I've seen that little church in Sarnate where he gave those sermons, conducted those choirs. I have walked the property and sat on the porch of the house where he lived, where my grandfather was born, where my father spent his summers as a little boy. It's just a little way north up the road where the church is turned out toward the Baltic Sea.

Tomdeli, the house in Sarnate where my father, grandfather, great-grandfather  lived ...
I read how my grandmother didn't see her father, Andrejs, for months at a time because he was a man drawn to the sea. She waited for the ship to come into port, her father bringing exotic gifts from faraway places to her and her three sisters and brother. A pair of embroidered slippers, and the antlers of a caribou which the family hung on the wall to hold hats. Whenever he opened his sea chest, she recalled the smell of the sea emanating into the room.

My father in the Kalamazoo Gazette
I read how she recalls the family burying her little sister who died at age 6. And that her grandmother taught her to read from a slender hymnal with no illustrations. It was the beginning of her lifelong passion for books. She writes about the first time she saw my grandfather, a tall, slender man with wavy dark hair, coming into the church. "That's the son of the Sarnate minister," her girlfriend whispered to her, and my grandmother's heart skipped a beat. In my memory, my grandfather's hair was always snow white ... and I smile to remember my own parent's stories of their meeting in Chicago, so many years later. My father saw my mother in the church choir (he was a baritone, she was an alto) and the two fell in love.


My grandfather's sister Anna lost her husband to the sea as well, shortly after they were married. The waves took him and he never returned. In her grief, she remained alone, a young widow, for the rest of her life, eventually sharing a home with my grandmother's sister Milda. She, too, was a teacher.

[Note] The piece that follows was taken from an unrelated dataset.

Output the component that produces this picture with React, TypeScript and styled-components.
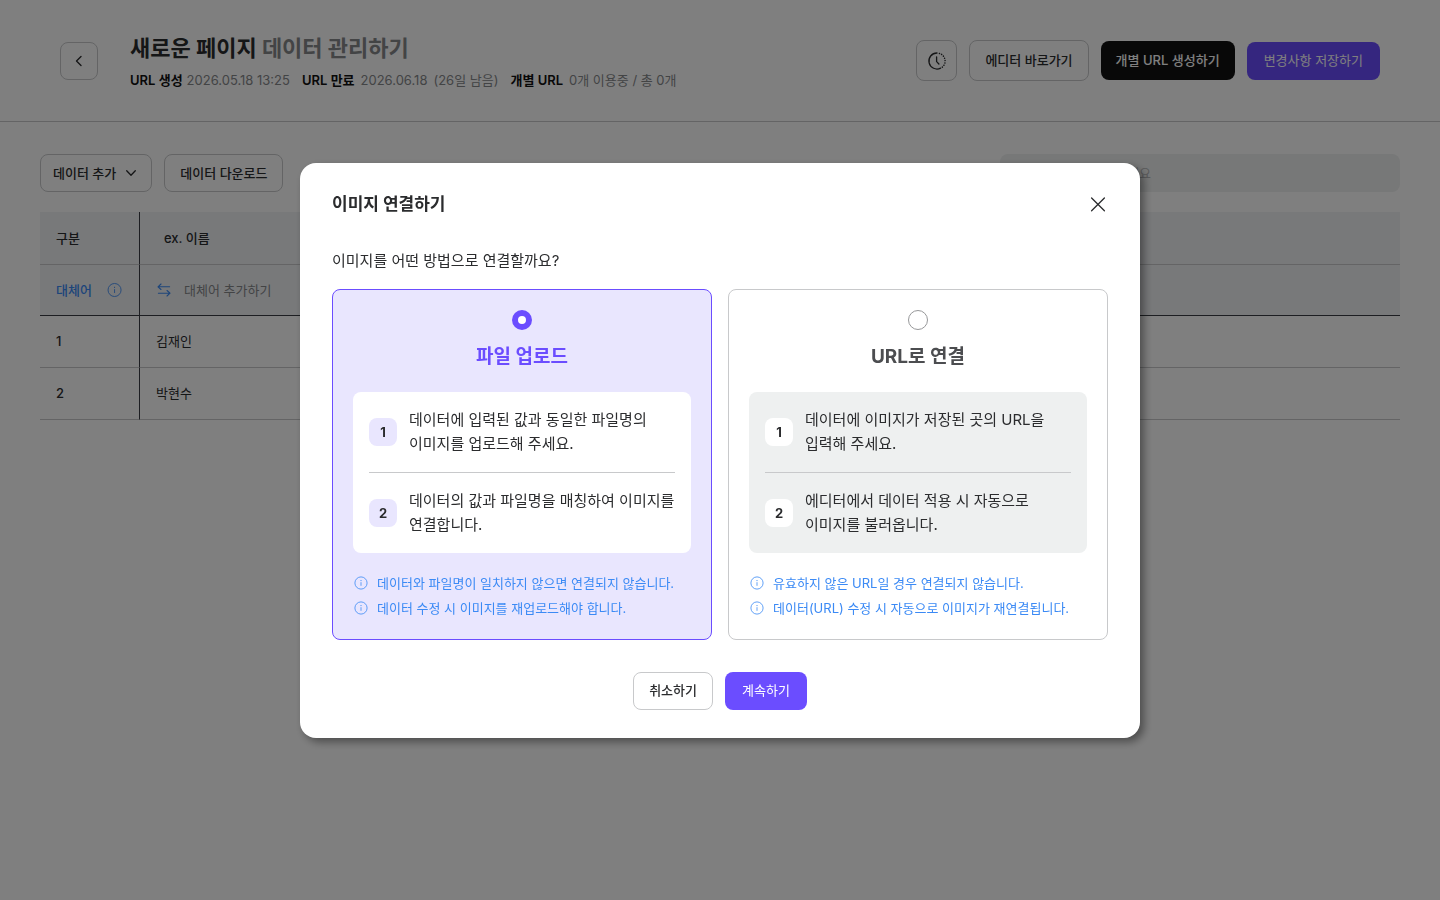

I read about the first shared home my grandmother and grandfather had in Dobele, a one-room apartment, where they moved soon after their wedding in 1925, and yet she felt as if she was living in  paradise. Their love story continued lifelong, as they shared many passions for art and literature and teaching. My father was born in Dobele, the eldest of four sons. When my grandfather became director of the Jelgava Teachers' Institute, my grandmother recalls with obvious pleasure how often the students would come to visit her, also a teacher, at their home. The girls would ask if they could unplait and brush her long hair. My grandmother never cut her hair over her lifetime. Past her waist when she married, it hung to her knees when she grew older. My grandfather sometimes washed it for her in rainwater they collected in barrels in the backyard.

There are pages of memories of the war and of the family being forced to leave Latvia. The family of six packed only what they could carry, walking from Jelgava to Tukums, from there taking a train to Ventspils, where they boarded the boat Sanga to take them to Germany. They immigrated to the United States in 1949. My mother's family and my father's family met in Chicago ... and eventually, that is where I was born.


So much here, so much is missing. I gaze at the photos of my father as a young man, laughing, his head thrown back, his hair thick and dark. His hair is white and much thinner now, his back bent, but when he laughs, I still see that younger man, my handsome daddy.

The passage of time ... and so much of our lives is soon forgotten. Yet perhaps some generation not yet born will someday look at our own photographs and wonder ... what were those people like? Are we in some way alike?

Future generations: my daughter Lorena dances a Latvian folk dance in the foreground,  1987.